El segundo paso que dio Sulpicio fue impulsar una ley por la cual se rehabilitaba a las víctimas de la Lex Varia, es decir, se decretaba el regreso de aquellos políticos que habían sido exiliados por haber tenido contactos con itálicos; en la práctica, hablamos de rehabilitar al grupo de seguidores de Marco Livio Druso. El Senado le puso una obvia proa.

Inasequible al desaliento, Sulpicio impulsó otro texto legal, la Lex de aere alieno senatorum, por la cual proponía que todo senador que acumulase más de 2.000 sestercios de deuda perdiese su condición. Esta ley, no dicen las fuentes, habría barrido literalmente el Senado. La medida beneficiaría especialmente a los equites, que eran los nobles menores que estaban en condiciones de comprar las tierras que los senadores tendrían que vender para reequilibrar su situación financiera y poder seguir haciendo política.

La votación de esta ley provocó disturbios inmediatos. Era lo que estaban esperando los cónsules de aquel año, Lucio Cornelio Sila y Quinto Pompeyo Rufo. Ambos decretaron un iustitium que, en la práctica, prohibió todos los actos públicos, incluidos las asambleas; convirtieron la ley en invotable. Sulpicio, sin embargo, contestó: “sujétame el cubata”. Creó un pequeño ejército de 3.000 hombres, del que formaba parte un grupo de jóvenes equites, unos 600, a los que llamaba “el antisenado”. Con este grupo se dedicó a escrachar a los magistrados para que se olvidasen de impedir la votación. Se produjo una contio de la que Sila y Pompeyo salieron vivos porque Dios es piadoso y piadable. En todo caso, el hijo de Pompeyo resultó muerto.

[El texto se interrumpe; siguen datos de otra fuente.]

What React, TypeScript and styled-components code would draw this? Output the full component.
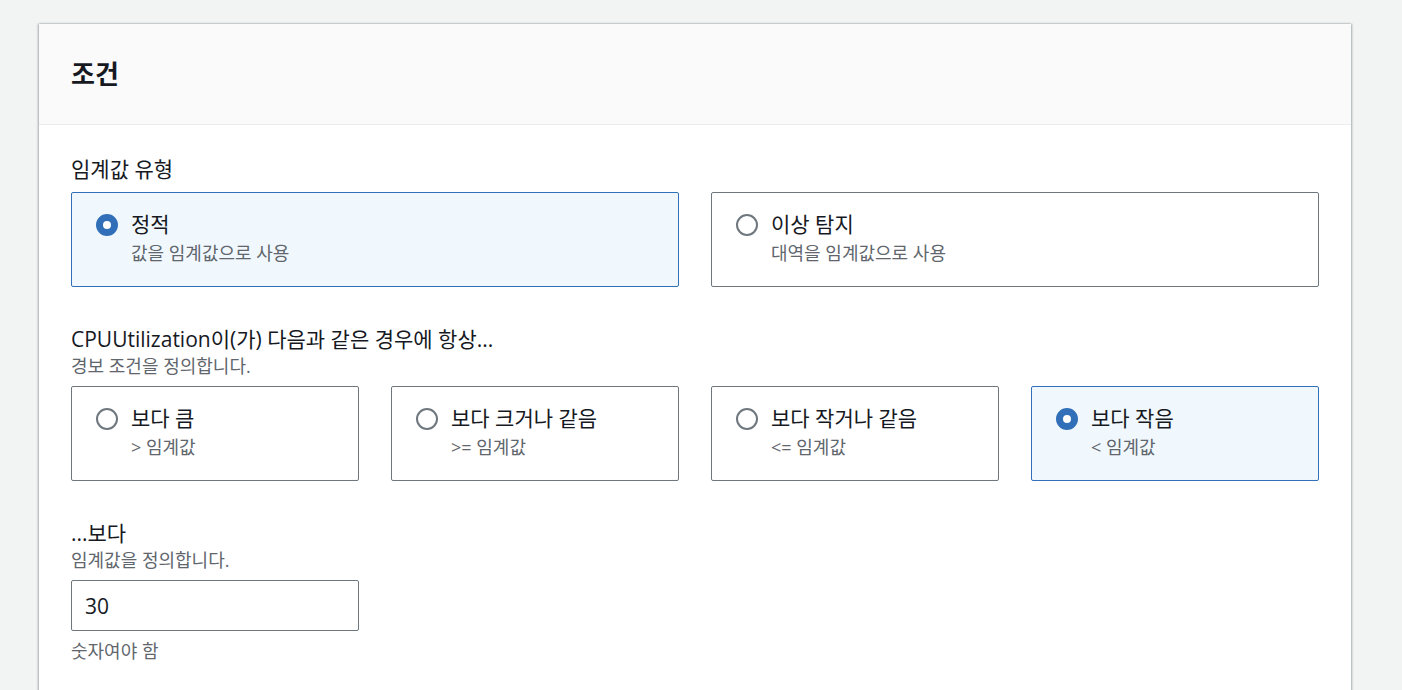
import { createGlobalStyle } from "styled-components";
import styled from "styled-components";

const GlobalStyle = createGlobalStyle`
  html, body {
    margin: 0;
    padding: 0;
    background: #f2f3f3;
  }
  body {
    font-family: "Open Sans", "Noto Sans CJK KR", sans-serif;
    color: #16191f;
  }
`;

const Page = styled.div`
  padding: 24px 51px 0 39px;
  height: 690px;
  box-sizing: border-box;
  overflow: hidden;
`;

const Card = styled.section`
  background: #ffffff;
  box-shadow: -1px 0 2px rgba(0, 28, 36, 0.3), 1px 0 2px rgba(0, 28, 36, 0.3);
  min-height: 700px;
`;

const Header = styled.header`
  background: #fafafa;
  border-bottom: 1px solid #eaeded;
  height: 101px;
  box-sizing: border-box;
  display: flex;
  align-items: center;
  padding: 0 32px 2px;
`;

const Title = styled.h2`
  margin: 0;
  font-size: 26px;
  font-weight: 700;
  color: #16191f;
`;

const Body = styled.div`
  padding: 31px 32px 0;
  display: flex;
  flex-direction: column;
  gap: 39px;
`;

const Field = styled.div`
  display: flex;
  flex-direction: column;
`;

const Label = styled.div`
  font-size: 21px;
  line-height: 26px;
  color: #16191f;
`;

const Description = styled.div`
  font-size: 18px;
  line-height: 24px;
  margin-top: 2px;
  color: #5f666d;
`;

const Control = styled.div<{ $gap: number }>`
  margin-top: ${(p) => p.$gap}px;
`;

const TileGrid = styled.div<{ $cols: number }>`
  display: grid;
  grid-template-columns: repeat(${(p) => p.$cols}, 1fr);
  gap: 32px;
`;

const Tile = styled.div<{ $selected?: boolean }>`
  display: flex;
  align-items: flex-start;
  gap: 13px;
  box-sizing: border-box;
  height: 95px;
  padding: 18px 24px 0;
  border: 1px solid ${(p) => (p.$selected ? "#3170b8" : "#6f777e")};
  border-radius: 2px;
  background: ${(p) => (p.$selected ? "#f1f8fd" : "#ffffff")};
`;

const Radio = styled.span<{ $checked?: boolean }>`
  flex: none;
  width: 22px;
  height: 22px;
  margin-top: 3px;
  box-sizing: border-box;
  border-radius: 50%;
  border: ${(p) => (p.$checked ? "7px solid #3170b8" : "2px solid #6f777e")};
  background: #ffffff;
`;

const TileText = styled.div`
  display: flex;
  flex-direction: column;
`;

const TileTitle = styled.div`
  font-size: 21px;
  line-height: 26px;
  color: #16191f;
`;

const TileDesc = styled.div`
  font-size: 18px;
  line-height: 24px;
  margin-top: 4px;
  color: #5f666d;
`;

const InputBox = styled.div`
  width: 288px;
  height: 51px;
  box-sizing: border-box;
  border: 1px solid #6f777e;
  border-radius: 2px;
  display: flex;
  align-items: center;
  padding: 0 13px;
  font-size: 21px;
  color: #16191f;
`;

const Constraint = styled.div`
  margin-top: 8px;
  font-size: 18px;
  line-height: 24px;
  color: #5f666d;
`;

type Option = { title: string; desc: string; selected?: boolean };

const thresholdTypes: Option[] = [
  { title: "정적", desc: "값을 임계값으로 사용", selected: true },
  { title: "이상 탐지", desc: "대역을 임계값으로 사용" },
];

const conditions: Option[] = [
  { title: "보다 큼", desc: "> 임계값" },
  { title: "보다 크거나 같음", desc: ">= 임계값" },
  { title: "보다 작거나 같음", desc: "<= 임계값" },
  { title: "보다 작음", desc: "< 임계값", selected: true },
];

function Tiles({ options }: { options: Option[] }) {
  return (
    <TileGrid $cols={options.length}>
      {options.map((o) => (
        <Tile key={o.title} $selected={o.selected}>
          <Radio $checked={o.selected} />
          <TileText>
            <TileTitle>{o.title}</TileTitle>
            <TileDesc>{o.desc}</TileDesc>
          </TileText>
        </Tile>
      ))}
    </TileGrid>
  );
}

export default function App() {
  return (
    <>
      <GlobalStyle />
      <Page>
        <Card>
          <Header>
            <Title>조건</Title>
          </Header>
          <Body>
            <Field>
              <Label>임계값 유형</Label>
              <Control $gap={10}>
                <Tiles options={thresholdTypes} />
              </Control>
            </Field>
            <Field>
              <Label>CPUUtilization이(가) 다음과 같은 경우에 항상...</Label>
              <Description>경보 조건을 정의합니다.</Description>
              <Control $gap={8}>
                <Tiles options={conditions} />
              </Control>
            </Field>
            <Field>
              <Label>...보다</Label>
              <Description>임계값을 정의합니다.</Description>
              <Control $gap={8}>
                <InputBox>30</InputBox>
              </Control>
              <Constraint>숫자여야 함</Constraint>
            </Field>
          </Body>
        </Card>
      </Page>
    </>
  );
}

Sulpicio anuló la orden de los cónsules. El Senado, acojonado, había concedido a Sila el imperium para lo que consideraba una guerra inminente (aunque formalmente la autorización era para luchar contra Mitrídates). Cornelio se fue a Nola, donde estaban esperando el embarque las tropas que teóricamente iban a ir al Ponto. En Roma, Sulpicio convocó una asamblea popular que otorgó el mando militar a Mario para dirigir la guerra contra Mitrídates (Lex Sulpicia de bello mithridatico C. Mario decernendo). Esta ley era una iniciativa que iba más lejos que ninguna otra en la Historia anterior a la hora de invadir competencias del Senado.

Mario envió a algunos oficiales a Nola, a ponerse al mando de las legiones. Sila, sin embargo, apoyándose en pasadas decisiones del Senado, marchó hacia la capital.

Era la primera vez que alguien utilizaba el ejército romano en el marco de un conflicto político interior. Pero, claro, no sería la última.